The former sergeant agreed with a question from defence attorney Eric Nelson that there are times when officers need to do “very violent things” as part of a “dangerous job.” Sometimes, Mr Pleoger said, a knee on the neck can be considered a “reasonable” use of police force to subdue someone “until you get control of the party.”

He also walked the court through other aspects of the use of force policy, such as how it is balanced with officers’ obligations to render medical care. MPD policy, for instance, requires officers to give medical aid when possible after calling for an ambulance.

Officers are also trained with information about the so-called “recovery position,” Mr Pleoger continued, a sideways prone position that allows people in custody to breathe more easily, and positional asphyxia, when someone’s body position prevents them from getting enough air.

According to police body camera footage, Mr Floyd told officers 27 times that he couldn’t breathe and asked to be let up, but was kept on the ground.

Officers are also required under department policy to call a supervisor on the scene for an initial review when force is used, such as handcuffs, injury to a person in custody, or an officer’s gun is drawn — all of which took place during Mr Floyd’s arrest.

A 911 dispatcher named Jena Scurry was the first to call Mr Pleoger onto the scene for a force review after watching the arrest play out on a city security camera feed.

“My instincts were telling me something is wrong, something is not right. I don’t know what, but something was not right,” she said on Monday. “It was an extended period of time.”
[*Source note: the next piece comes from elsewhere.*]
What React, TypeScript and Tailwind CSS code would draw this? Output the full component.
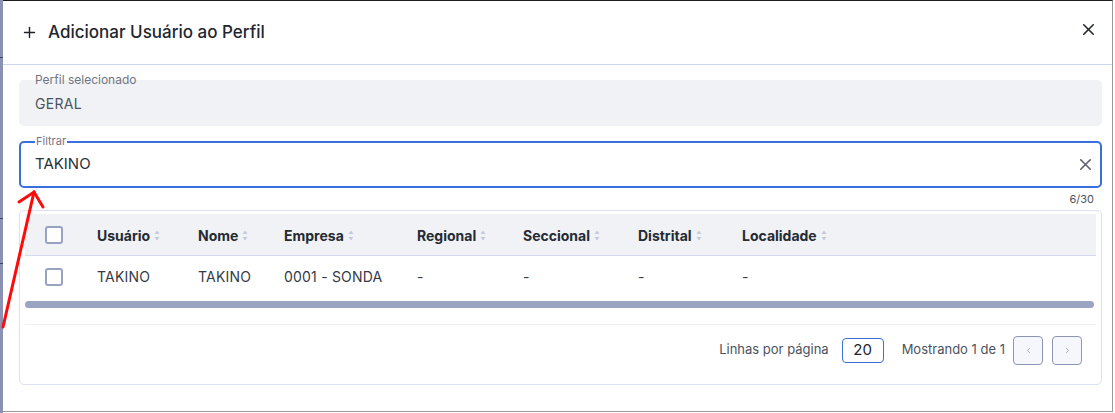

Thursday’s proceedings also delved into the other main question of the trial: what actually caused George Floyd’s death. The defence has argued that pre-existing medical conditions and drugs in Mr Floyd’s system during his arrest, rather than the knee on his neck, caused his death.

Courteney Ross, Mr Floyd’s girlfriend, explained how he struggled with drugs and was once hospitalised for an overdose.“Floyd and I both suffered with an opioid addiction,” she told the court. “We both suffered from chronic pain. Mine was in my neck and his was in his back. We both had prescriptions. After prescriptions that were filled, we got addicted and tried really hard to break that addiction many times.”

A county autopsy of Mr Floyd after his death listed heart disease, fentanyl intoxication, and recent methamphetamine use as “significant conditions,” but deemed his passing a homicide.

Previous parts of the trial have also delved into the medical questions surrounding Mr Floyd’s death and whether they were preventable.

Earlier in the week, witnesses testified about how a crowd of bystanders pleaded with officers to check Mr Floyd’s pulse and offer him first aid. Genevieve Hansen, an off-duty Minneapolis firefighter, called 911 as she watched the arrest. She told the court on Tuesday she was “desperate” to help but “the officers did not let me into the scene.”

“There was a man being killed, and had I had access to a call similar to that I would have been able to provide medical attention to the best of my abilities and this human was denied that right,” Ms Hansen told the jury.

At the beginning of the trial, prosecutors said Mr Chauvin reached for his can of Mace spray when Ms Hansen came over to try and offer first aid to Mr Floyd.

“She wanted to check on his pulse, check on Mr. Floyd’s well-being,” prosecutor Jerry Blackwell said on Monday in his opening arguments. “She did her best to intervene. When she approached Mr Chauvin …. Mr Chauvin reached for his Mace and pointed it in her direction. She couldn’t help.”